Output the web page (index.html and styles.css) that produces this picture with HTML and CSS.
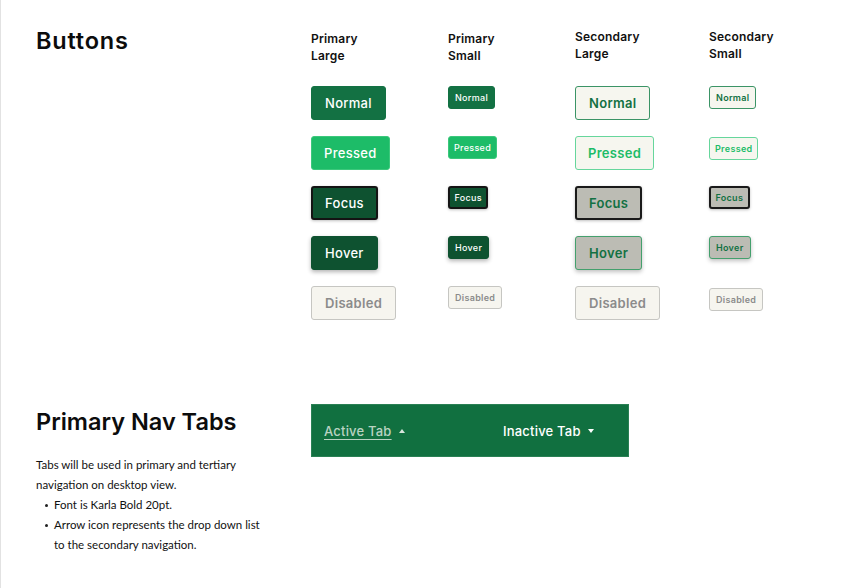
FILE: index.html
```html
<!DOCTYPE html>
<html>
<head>
<meta charset="utf-8">
<link rel="stylesheet" href="styles.css">
</head>
<body>
<div class="page">
  <section class="buttons-section">
    <h1 class="title title-buttons">Buttons</h1>
    <div class="col col-pl">
      <div class="col-head">Primary<br>Large</div>
      <div class="cell"><span class="btn lg p-normal">Normal</span></div>
      <div class="cell"><span class="btn lg p-pressed">Pressed</span></div>
      <div class="cell"><span class="btn lg p-focus">Focus</span></div>
      <div class="cell"><span class="btn lg p-hover">Hover</span></div>
      <div class="cell"><span class="btn lg disabled">Disabled</span></div>
    </div>
    <div class="col col-ps">
      <div class="col-head">Primary<br>Small</div>
      <div class="cell"><span class="btn sm p-normal">Normal</span></div>
      <div class="cell"><span class="btn sm p-pressed">Pressed</span></div>
      <div class="cell"><span class="btn sm p-focus">Focus</span></div>
      <div class="cell"><span class="btn sm p-hover">Hover</span></div>
      <div class="cell"><span class="btn sm disabled">Disabled</span></div>
    </div>
    <div class="col col-sl">
      <div class="col-head">Secondary<br>Large</div>
      <div class="cell"><span class="btn lg s-normal">Normal</span></div>
      <div class="cell"><span class="btn lg s-pressed">Pressed</span></div>
      <div class="cell"><span class="btn lg s-focus">Focus</span></div>
      <div class="cell"><span class="btn lg s-hover">Hover</span></div>
      <div class="cell"><span class="btn lg disabled">Disabled</span></div>
    </div>
    <div class="col col-ss">
      <div class="col-head">Secondary<br>Small</div>
      <div class="cell"><span class="btn sm s-normal">Normal</span></div>
      <div class="cell"><span class="btn sm s-pressed shift1">Pressed</span></div>
      <div class="cell"><span class="btn sm s-focus">Focus</span></div>
      <div class="cell"><span class="btn sm s-hover">Hover</span></div>
      <div class="cell"><span class="btn sm disabled shift2">Disabled</span></div>
    </div>
  </section>

  <section class="nav-section">
    <div class="nav-info">
      <h2 class="title title-nav">Primary Nav Tabs</h2>
      <p class="desc">Tabs will be used in primary and tertiary navigation on desktop view.</p>
      <ul class="notes">
        <li>Font is Karla Bold 20pt.</li>
        <li>Arrow icon represents the drop down list to the secondary navigation.</li>
      </ul>
    </div>
    <div class="navbar">
      <span class="tab active"><span class="tab-label">Active Tab</span><span class="arrow up"></span></span>
      <span class="tab inactive"><span class="tab-label">Inactive Tab</span><span class="arrow down"></span></span>
    </div>
  </section>
</div>
</body>
</html>
```

FILE: styles.css
```css
* { box-sizing: border-box; }
html, body { margin: 0; padding: 0; background: #fff; }
.page {
  width: 866px;
  height: 588px;
  border-left: 1px solid #e2e2e2;
  padding: 0 0 0 35px;
  font-family: Inter, "Liberation Sans", sans-serif;
  color: #111;
  overflow: hidden;
}
.title {
  margin: 0;
  font-family: Inter, sans-serif;
  font-weight: 600;
  font-size: 23.5px;
  line-height: 30px;
  color: #0c0c0c;
}
.title-buttons { letter-spacing: 0.8px; }
.title-nav { letter-spacing: 0; }
.buttons-section {
  display: grid;
  grid-template-columns: 275px 137px 127px 134px 1fr;
  padding-top: 26px;
  height: 392px;
}
.col { display: flex; flex-direction: column; }
.col-head {
  font-weight: 600;
  font-size: 12px;
  line-height: 17px;
  height: 56px;
  margin-top: 4px;
  margin-bottom: 0;
  color: #111;
  letter-spacing: 0.2px;
}
.col-sl .col-head, .col-ss .col-head { margin-top: 2px; margin-bottom: 2px; }
.cell { height: 50px; display: flex; align-items: flex-start; }
.btn {
  display: inline-flex;
  align-items: center;
  justify-content: center;
  border: 1px solid transparent;
  border-radius: 3px;
  font-weight: 500;
  white-space: nowrap;
  letter-spacing: 0.3px;
}
.btn.lg { height: 34px; padding: 0 13px; font-size: 13px; }
.btn.sm { height: 23px; padding: 0 6px; font-size: 9px; border-radius: 3px; }
.btn.lg.p-pressed, .btn.lg.s-pressed { padding: 0 12px; }
.btn.lg.p-focus, .btn.lg.s-focus { padding: 0 12px; }
.btn.sm.p-focus, .btn.sm.s-focus { padding: 0 4.5px; }
.btn.sm.p-pressed, .btn.sm.s-pressed { padding: 0 5px; }
.shift1 { margin-top: 1px; }
.shift2 { margin-top: 2px; }

.p-normal { background: #137143; border-color: #137143; color: #fff; }
.p-pressed { background: #1dbc68; border-color: #3cc87c; color: #fff; }
.p-focus { background: #0e5230; border: 2px solid #141414; color: #fff; box-shadow: 0 1px 3px rgba(0,0,0,0.25); }
.p-hover { background: #0e5230; border-color: #0e5230; color: #fff; box-shadow: 0 2px 4px rgba(0,0,0,0.3); }
.s-normal { background: #f6f6ef; border-color: #3b9466; color: #137143; font-weight: 600; }
.s-pressed { background: #f6f6ef; border-color: #66d69c; color: #1dbc68; font-weight: 600; }
.s-focus { background: #bcbcb4; border: 2px solid #1a1a1a; color: #137143; font-weight: 600; box-shadow: 0 1px 3px rgba(0,0,0,0.25); }
.s-hover { background: #bcbcb4; border-color: #44a06d; color: #137143; font-weight: 600; box-shadow: 0 2px 4px rgba(0,0,0,0.25); }
.disabled { background: #f6f5ef; border-color: #c6c6c2; color: #8b8b8b; font-weight: 600; }

.nav-section {
  display: grid;
  grid-template-columns: 275px 318px;
  align-items: start;
}
.nav-info { padding-top: 15px; }
.desc {
  margin: 18px 0 0;
  font-family: Lato, sans-serif;
  font-size: 11.5px;
  line-height: 20px;
  color: #111;
  width: 230px;
}
.notes {
  margin: 0;
  padding: 0 0 0 18px;
  list-style: none;
  font-family: Lato, sans-serif;
  font-size: 11.5px;
  line-height: 20px;
  color: #111;
  width: 232px;
}
.notes li { position: relative; }
.notes li::before {
  content: "";
  position: absolute;
  left: -9px;
  top: 9px;
  width: 3px;
  height: 3px;
  border-radius: 50%;
  background: #222;
}
.navbar {
  margin-top: 12px;
  height: 53px;
  background: #117040;
  border: 1px solid #2a8054;
  display: flex;
  align-items: center;
  padding: 0 0 0 12px;
  font-family: Inter, sans-serif;
  font-weight: 500;
  font-size: 13px;
  letter-spacing: 0.2px;
}
.tab { display: inline-flex; align-items: center; }
.tab.active { color: #b9d3c2; width: 179px; }
.tab.active .tab-label { text-decoration: underline; text-underline-offset: 3px; }
.tab.inactive { color: #fff; }
.arrow { display: inline-block; width: 0; height: 0; margin-left: 7px; border-left: 3.5px solid transparent; border-right: 3.5px solid transparent; }
.arrow.up { border-bottom: 4px solid #d8e6dc; }
.arrow.down { border-top: 4px solid #fff; }
```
========================================================================
> _Work required_:
Find every line that holds "page" and copy it.

> _Task solution_:
Output the web page (index.html and styles.css) that produces this picture with HTML and CSS.
<div class="page">
.page {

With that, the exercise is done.